Politics Foreign Affairs Culture Fellows Program

Don’t Call It the ‘Culture War Speech’

Everyone in the room in 1992 thought Buchanan gave an uplifting speech. Only later was it spun as a dark diatribe.

Pat Buchanan at the 1992 RNC
(Shepard Sherbell/Corbis via Getty Images)

When Patrick J. Buchanan stepped onto the stage the night of August 17 at the 1992 Republican National Convention, he faced a seemingly impossible task. He had just spent the last eight months campaigning fiercely against President George H.W. Bush. His criticisms were manifold: Bush had raised taxes when he promised that he would not, Bush had neglected working people and the culturally conservative wing of the Republican Party, Bush had spent wildly on military adventures in Europe and the Middle East when there were urgent problems within the country’s own borders. Stop after stop across the country, Buchanan hammered away at the president. “The differences between us are now too deep,” Buchanan said of Bush in his launch speech, delivered on a frigid December day in New Hampshire. “He is yesterday, and we are tomorrow.” Many people agreed, but not enough to steal the nomination away from the president. So it fell to Buchanan in Houston, Bush’s home turf, to reconcile himself—and his three million voters—to the past without losing sight of the ideals he fervently believed were the future of the party, and, if he had his way, the country.

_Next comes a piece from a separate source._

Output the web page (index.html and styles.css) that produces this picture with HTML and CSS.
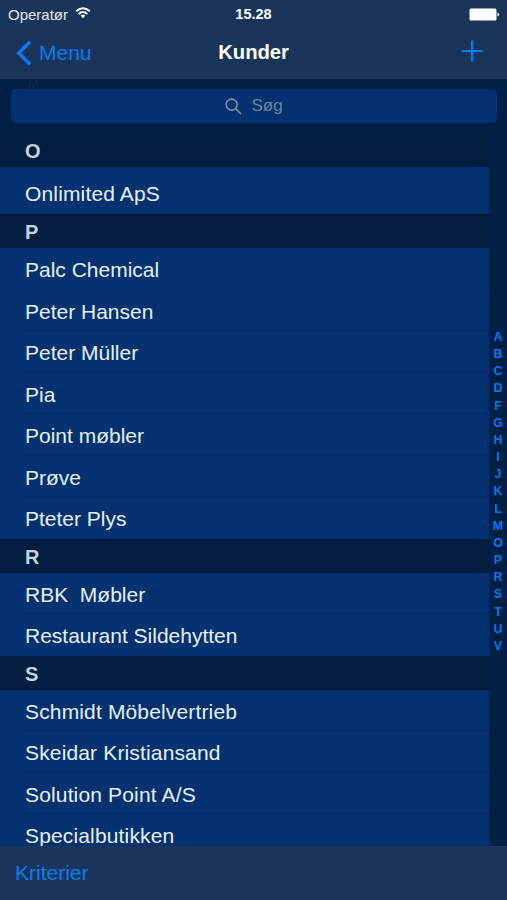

And those were just the political difficulties. Only a few days after the California primary wrapped up in June, Buchanan boarded a cross country flight to Washington, D.C., for open heart surgery. His campaign stressed that the operation was elective—he had a defective aortic valve; his doctor recommended that it be replaced—and that he would be healthy again in time for the convention. But elective or not, any heart surgery is a major procedure, and it left Buchanan in recovery for the better part of the summer. Buchanan had promised his supporters in New Hampshire that he would take the fight all the way to Houston, but the campaign was effectively over. Buchanan did not have the strength to get back on the trail and, at that late date, any point he would have made would have been purely rhetorical. By August, he could walk on his own without difficulty. But he could not yet run.